Copy out all the lines where "this" shows up.

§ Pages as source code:
[BEGIN]

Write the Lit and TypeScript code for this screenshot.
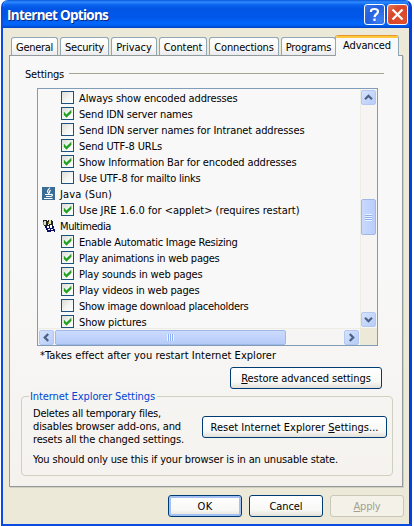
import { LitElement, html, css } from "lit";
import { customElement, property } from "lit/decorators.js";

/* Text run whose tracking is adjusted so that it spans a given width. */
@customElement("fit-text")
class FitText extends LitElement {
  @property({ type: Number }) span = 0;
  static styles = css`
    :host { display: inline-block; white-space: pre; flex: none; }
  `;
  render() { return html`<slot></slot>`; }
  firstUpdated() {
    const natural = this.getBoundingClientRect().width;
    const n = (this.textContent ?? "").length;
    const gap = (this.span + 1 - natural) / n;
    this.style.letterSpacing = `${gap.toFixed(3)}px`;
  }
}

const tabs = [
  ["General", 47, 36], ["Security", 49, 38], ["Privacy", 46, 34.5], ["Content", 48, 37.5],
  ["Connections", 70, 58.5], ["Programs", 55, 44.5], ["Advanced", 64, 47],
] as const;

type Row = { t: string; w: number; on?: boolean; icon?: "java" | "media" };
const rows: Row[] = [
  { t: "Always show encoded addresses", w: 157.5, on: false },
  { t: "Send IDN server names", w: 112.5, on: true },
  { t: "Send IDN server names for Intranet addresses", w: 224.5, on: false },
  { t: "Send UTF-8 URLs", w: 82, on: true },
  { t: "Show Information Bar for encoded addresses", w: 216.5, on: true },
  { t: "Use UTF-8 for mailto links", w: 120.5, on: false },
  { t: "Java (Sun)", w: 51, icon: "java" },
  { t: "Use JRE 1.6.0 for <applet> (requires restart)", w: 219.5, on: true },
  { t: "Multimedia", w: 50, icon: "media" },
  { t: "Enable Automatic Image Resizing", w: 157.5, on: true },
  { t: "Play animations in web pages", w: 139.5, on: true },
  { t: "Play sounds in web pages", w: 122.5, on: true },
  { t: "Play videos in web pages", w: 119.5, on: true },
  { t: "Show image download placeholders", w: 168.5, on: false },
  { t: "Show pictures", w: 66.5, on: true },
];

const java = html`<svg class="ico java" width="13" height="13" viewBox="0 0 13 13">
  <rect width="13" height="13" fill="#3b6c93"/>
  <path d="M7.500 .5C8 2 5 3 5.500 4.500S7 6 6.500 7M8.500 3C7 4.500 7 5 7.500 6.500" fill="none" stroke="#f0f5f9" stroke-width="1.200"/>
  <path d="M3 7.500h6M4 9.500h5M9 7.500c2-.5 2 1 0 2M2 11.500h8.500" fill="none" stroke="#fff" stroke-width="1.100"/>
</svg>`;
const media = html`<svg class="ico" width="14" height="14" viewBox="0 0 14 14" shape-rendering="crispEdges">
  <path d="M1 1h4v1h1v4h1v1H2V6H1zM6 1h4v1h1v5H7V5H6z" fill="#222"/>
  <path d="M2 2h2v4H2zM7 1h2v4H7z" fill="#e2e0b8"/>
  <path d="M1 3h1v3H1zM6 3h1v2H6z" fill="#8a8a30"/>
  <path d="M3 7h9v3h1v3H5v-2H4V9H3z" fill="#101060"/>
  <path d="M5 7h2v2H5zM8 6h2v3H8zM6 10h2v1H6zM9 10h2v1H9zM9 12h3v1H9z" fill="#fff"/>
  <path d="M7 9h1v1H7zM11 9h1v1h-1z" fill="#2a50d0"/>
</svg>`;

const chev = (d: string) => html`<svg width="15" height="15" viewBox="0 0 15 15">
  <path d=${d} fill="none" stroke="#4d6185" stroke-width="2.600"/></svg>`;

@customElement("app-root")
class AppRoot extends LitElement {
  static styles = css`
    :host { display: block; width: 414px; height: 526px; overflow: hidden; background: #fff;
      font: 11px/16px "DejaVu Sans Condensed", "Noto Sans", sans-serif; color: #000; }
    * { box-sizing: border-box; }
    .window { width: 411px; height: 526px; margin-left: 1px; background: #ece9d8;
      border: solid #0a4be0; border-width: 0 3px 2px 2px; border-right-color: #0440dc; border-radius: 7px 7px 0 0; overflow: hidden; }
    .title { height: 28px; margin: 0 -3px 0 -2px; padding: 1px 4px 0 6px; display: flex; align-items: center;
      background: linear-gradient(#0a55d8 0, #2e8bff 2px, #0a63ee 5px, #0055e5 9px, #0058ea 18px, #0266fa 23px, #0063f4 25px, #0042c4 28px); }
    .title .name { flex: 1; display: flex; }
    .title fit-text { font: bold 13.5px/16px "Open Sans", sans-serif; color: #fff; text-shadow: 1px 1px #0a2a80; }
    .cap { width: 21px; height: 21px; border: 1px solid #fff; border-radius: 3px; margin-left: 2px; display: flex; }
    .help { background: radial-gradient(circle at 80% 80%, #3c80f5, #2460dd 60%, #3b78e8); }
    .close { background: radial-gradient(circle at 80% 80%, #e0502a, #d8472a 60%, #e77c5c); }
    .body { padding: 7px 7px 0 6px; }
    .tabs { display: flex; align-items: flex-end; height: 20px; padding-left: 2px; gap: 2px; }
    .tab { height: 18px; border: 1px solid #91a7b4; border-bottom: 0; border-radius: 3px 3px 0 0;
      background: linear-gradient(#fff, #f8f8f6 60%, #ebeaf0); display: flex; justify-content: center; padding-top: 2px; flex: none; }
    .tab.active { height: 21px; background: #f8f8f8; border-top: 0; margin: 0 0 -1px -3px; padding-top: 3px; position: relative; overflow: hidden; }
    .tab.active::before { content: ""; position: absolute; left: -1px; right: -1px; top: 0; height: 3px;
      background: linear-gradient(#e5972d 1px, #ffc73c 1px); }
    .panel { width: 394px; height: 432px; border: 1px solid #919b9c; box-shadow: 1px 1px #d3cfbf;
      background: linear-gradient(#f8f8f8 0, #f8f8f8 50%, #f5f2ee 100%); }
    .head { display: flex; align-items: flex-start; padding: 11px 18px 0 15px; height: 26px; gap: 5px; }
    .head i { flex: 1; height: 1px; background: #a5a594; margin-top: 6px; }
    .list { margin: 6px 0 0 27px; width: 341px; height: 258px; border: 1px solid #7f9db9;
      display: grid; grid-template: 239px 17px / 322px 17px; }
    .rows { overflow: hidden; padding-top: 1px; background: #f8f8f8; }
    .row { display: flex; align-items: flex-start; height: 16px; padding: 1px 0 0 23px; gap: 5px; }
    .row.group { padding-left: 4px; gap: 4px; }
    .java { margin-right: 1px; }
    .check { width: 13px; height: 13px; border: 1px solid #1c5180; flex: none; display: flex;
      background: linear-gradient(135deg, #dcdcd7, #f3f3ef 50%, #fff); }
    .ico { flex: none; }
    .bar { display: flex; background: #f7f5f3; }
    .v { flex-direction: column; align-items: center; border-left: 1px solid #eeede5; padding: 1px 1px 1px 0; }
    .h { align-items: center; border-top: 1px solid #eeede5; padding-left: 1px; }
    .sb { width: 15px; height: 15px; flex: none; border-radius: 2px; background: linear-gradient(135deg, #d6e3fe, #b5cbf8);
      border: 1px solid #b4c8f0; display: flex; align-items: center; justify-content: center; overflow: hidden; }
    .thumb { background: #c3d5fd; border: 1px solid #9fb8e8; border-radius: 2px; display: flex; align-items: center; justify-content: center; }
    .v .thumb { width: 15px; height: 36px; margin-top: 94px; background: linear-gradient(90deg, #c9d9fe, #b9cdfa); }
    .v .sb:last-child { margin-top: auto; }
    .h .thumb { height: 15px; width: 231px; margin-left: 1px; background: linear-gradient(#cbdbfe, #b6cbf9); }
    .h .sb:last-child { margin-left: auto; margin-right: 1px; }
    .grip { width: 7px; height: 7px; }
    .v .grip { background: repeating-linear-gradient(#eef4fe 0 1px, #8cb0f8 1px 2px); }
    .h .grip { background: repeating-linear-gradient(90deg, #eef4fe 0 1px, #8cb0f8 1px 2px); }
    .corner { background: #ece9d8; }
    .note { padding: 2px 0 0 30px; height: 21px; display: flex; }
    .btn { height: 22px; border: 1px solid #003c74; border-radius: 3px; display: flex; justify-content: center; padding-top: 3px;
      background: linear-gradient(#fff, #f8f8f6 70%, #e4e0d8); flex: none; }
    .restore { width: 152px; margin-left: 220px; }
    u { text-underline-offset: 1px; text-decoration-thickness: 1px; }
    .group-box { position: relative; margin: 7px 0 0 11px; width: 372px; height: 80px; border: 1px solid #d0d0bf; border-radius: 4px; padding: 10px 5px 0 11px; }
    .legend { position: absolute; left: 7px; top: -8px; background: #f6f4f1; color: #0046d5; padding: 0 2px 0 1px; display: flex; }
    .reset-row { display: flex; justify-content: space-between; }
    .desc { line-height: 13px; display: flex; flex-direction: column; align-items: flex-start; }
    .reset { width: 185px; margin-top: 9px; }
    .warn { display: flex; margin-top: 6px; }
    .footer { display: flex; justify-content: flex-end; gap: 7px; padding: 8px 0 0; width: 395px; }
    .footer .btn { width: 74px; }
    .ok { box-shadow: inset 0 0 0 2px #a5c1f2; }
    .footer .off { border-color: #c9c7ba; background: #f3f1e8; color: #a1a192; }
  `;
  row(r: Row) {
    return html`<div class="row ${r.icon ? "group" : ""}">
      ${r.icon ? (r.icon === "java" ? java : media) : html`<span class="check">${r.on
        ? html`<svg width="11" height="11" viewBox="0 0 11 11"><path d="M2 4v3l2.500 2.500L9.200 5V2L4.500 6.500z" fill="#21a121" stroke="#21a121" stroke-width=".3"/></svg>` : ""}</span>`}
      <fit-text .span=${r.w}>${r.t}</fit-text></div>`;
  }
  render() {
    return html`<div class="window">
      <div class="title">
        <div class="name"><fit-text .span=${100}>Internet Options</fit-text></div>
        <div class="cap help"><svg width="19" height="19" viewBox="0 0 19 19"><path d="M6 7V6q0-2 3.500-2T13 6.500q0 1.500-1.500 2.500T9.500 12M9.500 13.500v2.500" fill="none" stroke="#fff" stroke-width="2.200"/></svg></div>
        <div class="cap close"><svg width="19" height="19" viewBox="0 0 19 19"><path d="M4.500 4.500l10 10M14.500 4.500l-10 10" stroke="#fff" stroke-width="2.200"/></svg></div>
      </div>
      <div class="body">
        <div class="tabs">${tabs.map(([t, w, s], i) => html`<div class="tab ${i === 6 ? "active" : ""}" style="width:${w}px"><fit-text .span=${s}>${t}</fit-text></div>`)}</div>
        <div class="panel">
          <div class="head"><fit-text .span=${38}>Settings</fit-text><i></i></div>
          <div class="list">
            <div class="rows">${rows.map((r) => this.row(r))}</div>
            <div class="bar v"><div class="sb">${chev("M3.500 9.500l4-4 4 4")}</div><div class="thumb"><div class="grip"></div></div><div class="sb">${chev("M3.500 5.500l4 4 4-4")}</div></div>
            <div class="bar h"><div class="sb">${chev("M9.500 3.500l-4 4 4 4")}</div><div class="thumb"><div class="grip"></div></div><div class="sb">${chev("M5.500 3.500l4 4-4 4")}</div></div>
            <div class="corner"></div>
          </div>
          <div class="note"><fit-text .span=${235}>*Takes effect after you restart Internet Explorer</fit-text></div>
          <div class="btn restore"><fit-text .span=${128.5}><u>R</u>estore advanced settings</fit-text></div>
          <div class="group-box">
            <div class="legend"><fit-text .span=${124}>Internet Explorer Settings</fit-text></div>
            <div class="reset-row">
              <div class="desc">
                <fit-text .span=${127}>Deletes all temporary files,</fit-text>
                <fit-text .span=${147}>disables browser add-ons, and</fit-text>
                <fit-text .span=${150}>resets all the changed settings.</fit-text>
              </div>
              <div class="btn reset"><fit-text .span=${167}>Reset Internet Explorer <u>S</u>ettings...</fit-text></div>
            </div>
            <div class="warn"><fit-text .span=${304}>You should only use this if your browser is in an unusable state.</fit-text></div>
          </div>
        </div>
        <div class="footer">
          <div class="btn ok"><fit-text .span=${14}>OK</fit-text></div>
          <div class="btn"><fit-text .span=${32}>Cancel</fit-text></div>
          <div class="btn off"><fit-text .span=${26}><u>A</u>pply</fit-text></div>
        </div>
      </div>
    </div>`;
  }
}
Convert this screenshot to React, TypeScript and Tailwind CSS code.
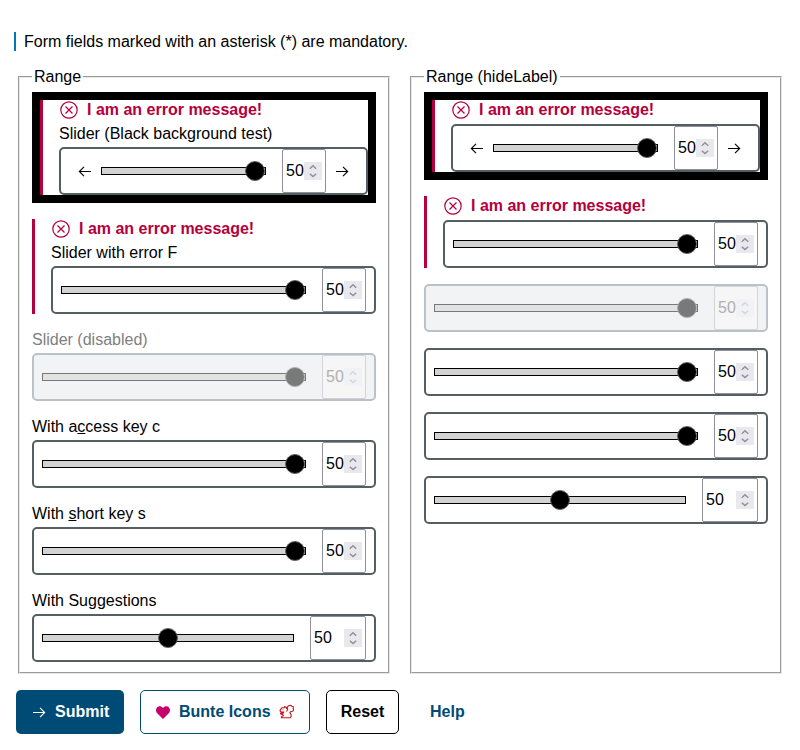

[END]

§ Response below:
Write the Lit and TypeScript code for this screenshot.
    const natural = this.getBoundingClientRect().width;
    const n = (this.textContent ?? "").length;
    const gap = (this.span + 1 - natural) / n;
    this.style.letterSpacing = `${gap.toFixed(3)}px`;
            <div class="rows">${rows.map((r) => this.row(r))}</div>
            <div class="warn"><fit-text .span=${304}>You should only use this if your browser is in an unusable state.</fit-text></div>
Convert this screenshot to React, TypeScript and Tailwind CSS code.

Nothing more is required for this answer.